Learning-guided Prioritized Planning for Lifelong Multi-Agent Path Finding in Warehouse Automation

This paper introduces RL-RH-PP, a novel framework that integrates Reinforcement Learning with Rolling Horizon Prioritized Planning to dynamically assign agent priorities in lifelong Multi-Agent Path Finding, thereby significantly improving warehouse throughput and generalization across diverse operational conditions compared to existing methods.

Han Zheng, Yining Ma, Brandon Araki, Jingkai Chen, Cathy Wu

Published 2026-03-26
📖 5 min read🧠 Deep dive

Imagine a massive, high-tech warehouse filled with hundreds of autonomous robots. Their job is to zip around, pick up packages, and deliver them to shipping docks. This is the world of Warehouse Automation.

The problem? When hundreds of robots move at once, they get in each other's way. It's like rush hour traffic on a highway, but with robots. If they aren't coordinated perfectly, they get stuck in gridlock, slowing down the whole operation and costing the company money.

This paper introduces a new, smarter way to manage this traffic using a mix of old-school rules and modern AI.

The Problem: The "Traffic Jam" Dilemma

In the past, scientists tried to solve this in two ways:

  1. The "Perfect Planner" (Search-Based): This tries to calculate the perfect path for every single robot at once. It's like a super-genius traffic controller trying to direct every car on Earth simultaneously. It works great for small groups, but when you have 100+ robots, the math gets so heavy the computer crashes or takes too long.
  2. The "Random Order" (Prioritized Planning): This is simpler.
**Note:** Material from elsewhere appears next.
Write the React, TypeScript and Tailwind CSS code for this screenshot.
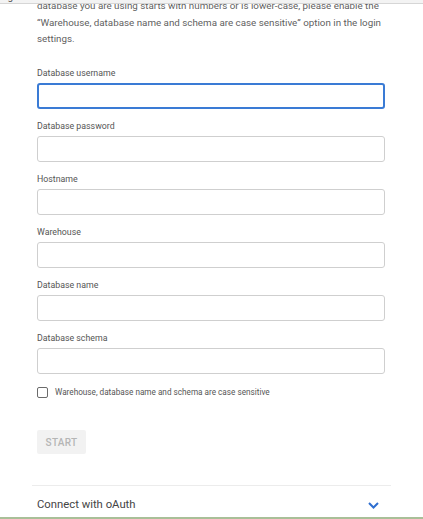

It says, "Okay, Robot A goes first, then Robot B, then Robot C." It's fast, but if you pick the wrong order (e.g., sending a robot into a crowded hallway first), you create a jam that ruins the whole system.
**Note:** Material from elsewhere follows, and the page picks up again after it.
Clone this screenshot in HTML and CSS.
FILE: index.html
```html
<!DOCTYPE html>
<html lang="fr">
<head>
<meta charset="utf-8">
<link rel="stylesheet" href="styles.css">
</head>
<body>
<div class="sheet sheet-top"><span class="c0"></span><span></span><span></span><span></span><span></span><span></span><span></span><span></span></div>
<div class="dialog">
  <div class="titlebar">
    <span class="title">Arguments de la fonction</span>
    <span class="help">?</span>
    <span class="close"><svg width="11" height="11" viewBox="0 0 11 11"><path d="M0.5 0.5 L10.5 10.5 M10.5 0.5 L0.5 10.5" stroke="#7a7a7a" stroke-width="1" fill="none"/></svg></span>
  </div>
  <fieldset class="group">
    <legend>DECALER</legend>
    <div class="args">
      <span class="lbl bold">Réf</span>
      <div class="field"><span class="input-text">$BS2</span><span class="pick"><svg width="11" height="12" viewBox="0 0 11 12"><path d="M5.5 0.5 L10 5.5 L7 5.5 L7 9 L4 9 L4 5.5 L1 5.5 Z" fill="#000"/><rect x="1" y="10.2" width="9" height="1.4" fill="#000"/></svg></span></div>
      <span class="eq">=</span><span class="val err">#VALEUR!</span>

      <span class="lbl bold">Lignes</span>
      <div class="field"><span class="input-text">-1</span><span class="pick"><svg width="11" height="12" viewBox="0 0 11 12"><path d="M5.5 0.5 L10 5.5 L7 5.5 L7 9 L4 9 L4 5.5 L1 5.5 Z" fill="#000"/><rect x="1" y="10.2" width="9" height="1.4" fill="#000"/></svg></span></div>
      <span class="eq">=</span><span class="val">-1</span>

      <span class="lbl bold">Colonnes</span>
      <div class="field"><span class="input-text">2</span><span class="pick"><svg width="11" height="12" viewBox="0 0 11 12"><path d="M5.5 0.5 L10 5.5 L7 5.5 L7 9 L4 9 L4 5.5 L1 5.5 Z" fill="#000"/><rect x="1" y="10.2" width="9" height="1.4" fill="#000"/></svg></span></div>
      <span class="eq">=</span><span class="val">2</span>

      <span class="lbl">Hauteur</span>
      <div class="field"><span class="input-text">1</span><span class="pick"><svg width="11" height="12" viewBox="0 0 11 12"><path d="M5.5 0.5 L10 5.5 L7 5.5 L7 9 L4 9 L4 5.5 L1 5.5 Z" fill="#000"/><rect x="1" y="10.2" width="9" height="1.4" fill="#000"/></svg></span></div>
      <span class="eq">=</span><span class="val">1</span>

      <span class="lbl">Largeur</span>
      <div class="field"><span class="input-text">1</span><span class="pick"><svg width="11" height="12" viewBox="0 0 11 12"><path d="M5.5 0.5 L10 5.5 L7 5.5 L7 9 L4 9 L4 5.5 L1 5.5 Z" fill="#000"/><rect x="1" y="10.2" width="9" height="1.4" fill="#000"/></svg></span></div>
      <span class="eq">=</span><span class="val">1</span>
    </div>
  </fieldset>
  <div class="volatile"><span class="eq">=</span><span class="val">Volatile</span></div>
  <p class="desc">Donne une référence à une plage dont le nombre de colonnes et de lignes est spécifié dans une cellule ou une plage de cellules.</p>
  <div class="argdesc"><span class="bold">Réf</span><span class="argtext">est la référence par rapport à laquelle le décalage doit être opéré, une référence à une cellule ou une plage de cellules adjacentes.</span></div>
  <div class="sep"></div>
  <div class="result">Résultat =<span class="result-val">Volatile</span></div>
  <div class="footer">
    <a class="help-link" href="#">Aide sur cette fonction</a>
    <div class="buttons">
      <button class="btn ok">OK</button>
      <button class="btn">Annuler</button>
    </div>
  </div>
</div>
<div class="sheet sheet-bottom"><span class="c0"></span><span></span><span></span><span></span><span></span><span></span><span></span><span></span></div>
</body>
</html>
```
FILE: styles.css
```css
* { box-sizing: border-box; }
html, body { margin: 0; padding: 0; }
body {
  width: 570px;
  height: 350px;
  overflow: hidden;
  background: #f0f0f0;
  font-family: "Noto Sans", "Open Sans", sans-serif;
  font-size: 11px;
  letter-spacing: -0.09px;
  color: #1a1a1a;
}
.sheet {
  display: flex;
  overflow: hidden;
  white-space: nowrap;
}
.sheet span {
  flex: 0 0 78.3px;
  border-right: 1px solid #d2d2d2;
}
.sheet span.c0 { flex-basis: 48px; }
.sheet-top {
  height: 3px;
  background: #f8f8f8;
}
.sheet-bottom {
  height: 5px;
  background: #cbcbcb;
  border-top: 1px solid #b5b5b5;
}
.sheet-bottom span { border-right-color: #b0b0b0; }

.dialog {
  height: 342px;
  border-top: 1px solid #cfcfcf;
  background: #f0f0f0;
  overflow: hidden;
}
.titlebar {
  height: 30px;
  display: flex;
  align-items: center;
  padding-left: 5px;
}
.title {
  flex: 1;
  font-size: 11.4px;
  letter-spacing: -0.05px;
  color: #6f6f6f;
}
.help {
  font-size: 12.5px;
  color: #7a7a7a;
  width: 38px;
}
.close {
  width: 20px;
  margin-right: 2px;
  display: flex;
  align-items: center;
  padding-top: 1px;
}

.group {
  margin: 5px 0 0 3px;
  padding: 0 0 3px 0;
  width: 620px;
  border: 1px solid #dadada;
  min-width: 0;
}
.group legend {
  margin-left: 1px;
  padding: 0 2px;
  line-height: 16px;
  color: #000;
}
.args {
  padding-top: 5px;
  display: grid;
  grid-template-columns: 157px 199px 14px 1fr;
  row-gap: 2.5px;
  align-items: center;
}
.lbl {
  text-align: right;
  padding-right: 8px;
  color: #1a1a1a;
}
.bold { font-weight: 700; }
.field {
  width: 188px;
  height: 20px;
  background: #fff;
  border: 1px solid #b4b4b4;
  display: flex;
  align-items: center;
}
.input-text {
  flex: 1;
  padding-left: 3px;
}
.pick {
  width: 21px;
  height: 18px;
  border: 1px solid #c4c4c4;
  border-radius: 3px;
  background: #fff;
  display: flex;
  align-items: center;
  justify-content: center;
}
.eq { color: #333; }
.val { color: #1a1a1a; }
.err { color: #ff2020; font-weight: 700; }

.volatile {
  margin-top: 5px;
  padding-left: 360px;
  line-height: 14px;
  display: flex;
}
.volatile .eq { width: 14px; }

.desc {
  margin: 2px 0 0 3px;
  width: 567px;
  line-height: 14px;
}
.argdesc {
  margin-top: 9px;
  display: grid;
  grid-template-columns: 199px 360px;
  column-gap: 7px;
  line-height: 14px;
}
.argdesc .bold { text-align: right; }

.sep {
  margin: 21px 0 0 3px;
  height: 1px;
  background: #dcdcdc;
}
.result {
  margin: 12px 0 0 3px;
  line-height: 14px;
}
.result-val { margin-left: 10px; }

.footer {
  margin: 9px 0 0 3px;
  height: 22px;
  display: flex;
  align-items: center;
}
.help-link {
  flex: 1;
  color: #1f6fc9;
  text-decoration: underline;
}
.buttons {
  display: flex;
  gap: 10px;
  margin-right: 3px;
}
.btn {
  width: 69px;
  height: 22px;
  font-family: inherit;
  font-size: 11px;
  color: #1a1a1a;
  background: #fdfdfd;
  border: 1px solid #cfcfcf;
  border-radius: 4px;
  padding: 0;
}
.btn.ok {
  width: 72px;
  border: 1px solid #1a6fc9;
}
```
The Solution: The "Smart Traffic Cop" (RL-RH-PP)

The authors created a hybrid system called RL-RH-PP. Think of it as a team consisting of a Fast Runner and a Smart Coach.

1. The Fast Runner (The Backbone)

They kept the "Prioritized Planning" method because it's fast and simple. This is the Runner. It just needs a list of who goes first, second, and third, and it can quickly draw the paths. But the Runner is blind; it doesn't know which order is best.

2. The Smart Coach (The AI)

This is where the magic happens. They added a Reinforcement Learning (RL) AI, which acts as the Coach.

  • How it learns: The Coach watches the warehouse. It sees where the robots are, where they are going, and where the traffic is getting tight.
  • The "Rolling Horizon" Trick: Instead of planning the whole day at once (which is impossible), the Coach plans in short chunks, like looking 20 seconds into the future. As time moves, the Coach updates its plan, just like a driver adjusting their route when they see a new traffic jam ahead.
  • The Decision: The Coach doesn't just pick a random order. It uses a neural network (a brain-like computer model) to figure out: "If I let Robot #42 go first, it will block the aisle. But if I let Robot #15 go first, it clears the path for everyone else."

The Secret Sauce: The "Backtracking" Move

The most fascinating part of this paper is what the AI learned to do that humans wouldn't naturally think of.

Imagine a narrow hallway where two robots are stuck facing each other.

  • A human planner might say, "Robot A is closer to the exit, so let Robot A go."
  • The AI Coach realized that sometimes, the robot closest to the exit should actually back up.

By letting the robot near the exit step backward (even though it seems counter-intuitive), it clears a "parking spot" for the robot stuck in the middle to squeeze past. Once the middle robot passes, the first robot can move forward again. The AI learned that short-term backward steps create long-term forward speed.

Why This Matters

The researchers tested this in two types of warehouses:

  1. Amazon-style: Lots of open space, but many robots.
  2. Symbotic-style: Very crowded, with narrow aisles and lots of obstacles (like a maze).

The Results:

  • 25% More Efficiency: The AI-guided system moved 25% more packages than the standard methods.
  • It Got Smarter Over Time: As the AI saw more traffic jams, it got better at predicting them before they happened.
  • Zero-Shot Learning: The AI was trained on one specific warehouse layout. When they dropped it into a completely different layout (different aisle sizes, different robot counts) without retraining, it still worked better than the old methods. It was like teaching a driver to drive in New York, and then having them immediately drive perfectly in Tokyo without a map.

The Big Picture

This paper proves that we don't have to choose between "fast but dumb" algorithms and "smart but slow" ones. By using AI to make the decisions about who goes first, and letting a fast, simple algorithm do the heavy lifting of drawing the paths, we get the best of both worlds.

It's the difference between a chaotic crowd of people trying to leave a stadium and a well-organized crowd where a smart usher directs the flow, knowing exactly when to let a group step back so the whole line can move forward faster.